Romero has owned Charro Negro for 11 years. On the Tuesday before Thanksgiving, his bar and restaurant are filled with people watching a soccer match between Real Madrid and Paris Saint-Germain. Cheers and groans erupt while they sip beers and eat beef tongue tacos. “It’s Greektown, but now I see lots of Latinos,” Romero says. “The Greek people still own the buildings, but we are happy with those guys. They have accepted the Latinos very well, and I think they know we are building the economy in this town. Maybe 80 percent of our customers are immigrants. The food is authentic Mexican food. We cook everything from zero. This is the flavor from Mexico City.

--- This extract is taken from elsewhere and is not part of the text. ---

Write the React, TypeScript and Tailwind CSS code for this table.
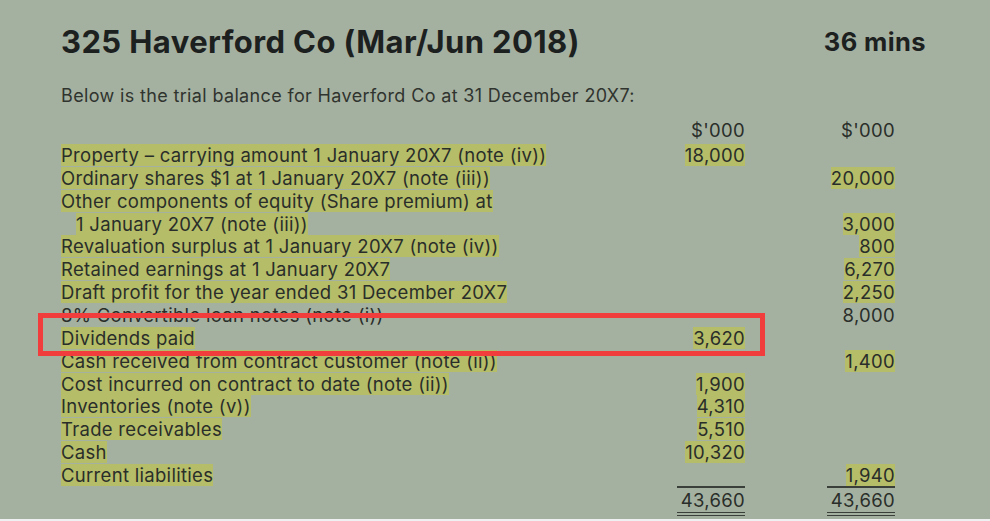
import React from 'react';

type Row = {
  label: string;
  indent?: boolean;
  hl?: boolean;
  c1?: string;
  c2?: string;
  h1?: boolean;
  h2?: boolean;
};

const rows: Row[] = [
  { label: 'Property – carrying amount 1 January 20X7 (note (iv))', hl: true, c1: '18,000', h1: true },
  { label: 'Ordinary shares $1 at 1 January 20X7 (note (iii))', hl: true, c2: '20,000', h2: true },
  { label: 'Other components of equity (Share premium) at', hl: true },
  { label: '1 January 20X7 (note (iii))', indent: true, hl: true, c2: '3,000', h2: true },
  { label: 'Revaluation surplus at 1 January 20X7 (note (iv))', hl: true, c2: '800', h2: true },
  { label: 'Retained earnings at 1 January 20X7', hl: true, c2: '6,270', h2: true },
  { label: 'Draft profit for the year ended 31 December 20X7', hl: true, c2: '2,250', h2: true },
  { label: '8% Convertible loan notes (note (i))', c2: '8,000' },
  { label: 'Dividends paid', hl: true, c1: '3,620', h1: true },
  { label: 'Cash received from contract customer (note (ii))', hl: true, c2: '1,400', h2: true },
  { label: 'Cost incurred on contract to date (note (ii))', hl: true, c1: '1,900', h1: true },
  { label: 'Inventories (note (v))', hl: true, c1: '4,310', h1: true },
  { label: 'Trade receivables', hl: true, c1: '5,510', h1: true },
  { label: 'Cash', hl: true, c1: '10,320', h1: true },
  { label: 'Current liabilities', hl: true, c2: '1,940', h2: true },
];

function Mark({ on, children }: { on?: boolean; children: React.ReactNode }) {
  return (
    <span className={`inline-block h-[22px] leading-[22px] ${on ? 'bg-[#b5bd69]' : ''}`}>
      {children}
    </span>
  );
}

export default function App() {
  return (
    <div className="w-[990px] h-[521px] bg-[#eef0f2] overflow-hidden" style={{ fontFamily: 'Inter, "Liberation Sans", sans-serif' }}>
      <div className="relative h-[519px] bg-[#a5b1a0] text-[#2a2e2a]">
        {/* Header */}
        <div className="flex items-center justify-between pl-[61px] pr-[64px] pt-[24px]">
          <h1 className="text-[31px] leading-[36px] font-bold tracking-[0.4px] text-[#1c201f]">
            325 Haverford Co (Mar/Jun 2018)
          </h1>
          <span className="text-[25.5px] leading-[36px] font-bold tracking-[0.4px] text-[#1c201f]">
            36 mins
          </span>
        </div>

        <p className="pl-[61px] mt-[24px] text-[18px] leading-[24px] tracking-[0.35px] text-[#30342f]">
          Below is the trial balance for Haverford Co at 31 December 20X7:
        </p>

        {/* Trial balance */}
        <div className="pl-[61px] mt-[11px] text-[18.5px] tracking-[0.3px]">
          <div className="grid grid-cols-[600px_84px_150px] leading-[23px]">
            <div />
            <div className="text-right">$'000</div>
            <div className="text-right">$'000</div>
          </div>
          {rows.map((r, i) => (
            <div key={i} className="grid grid-cols-[600px_84px_150px] h-[22.86px] items-center">
              <div className={r.indent ? 'pl-[15px]' : ''}>
                <Mark on={r.hl}>{r.label}</Mark>
              </div>
              <div className="text-right">{r.c1 && <Mark on={r.h1}>{r.c1}</Mark>}</div>
              <div className="text-right">{r.c2 && <Mark on={r.h2}>{r.c2}</Mark>}</div>
            </div>
          ))}
          {/* Totals */}
          <div className="grid grid-cols-[600px_84px_150px] mt-[1px]">
            <div />
            <div className="flex justify-end">
              <div className="w-[68px] border-t-2 border-b-[4px] border-double border-b-[#3a3f3a] border-t-[#3a3f3a] text-right leading-[24px]">
                43,660
              </div>
            </div>
            <div className="flex justify-end">
              <div className="w-[68px] border-t-2 border-b-[4px] border-double border-b-[#3a3f3a] border-t-[#3a3f3a] text-right leading-[24px]">
                43,660
              </div>
            </div>
          </div>
        </div>

        {/* Red highlight frame */}
        <div className="absolute left-[38px] top-[313px] w-[727px] h-[43px] border-[5px] border-[#f23d3d]" />
      </div>
    </div>
  );
}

That’s the taste from our moms.”

If you changed the accent and “Mexican” to “Greek,” you can imagine similar words coming out of Jimmy Avgerinos’ mouth when he bought Acropolis. He died on September 19 from aortic stenosis. He was 73. “This was his dream,” says his son, George Avgerinos, who started as a dishwasher at the restaurant when he was 12 and ran it after his father’s death until selling it. “This was his life. That’s why he came to America.”

While his family carried on his legacy, it wasn’t easy, says Avgerinos, who plans to continue catering using the name Acropolis. Business was down about 20 percent since the unrest in 2015, his clientele was aging, and he was putting in six to seven days a week at work since his father passed away. In a Facebook post announcing the closing, the family called the decision “bittersweet.”

“When people want to come for an authentic meal, they come to Greektown,” Avgerinos says. “It’s not trendy, but they know they’re going to get straightforward, great food.” That’s what’s kept Sterni, who lives in Towson, tethered to the neighborhood. Her relatives from New Jersey used to stay with her on Thanksgiving, and they’d make the drive into the city to eat at Samos the next day. She doesn’t have the house- guests anymore, but here she is, holding a bag of gyros, souvlaki, and moussaka. Some traditions are worth preserving. “Turkey,” she says as she wishes the staff happy holidays on her way out the door, “can wait.”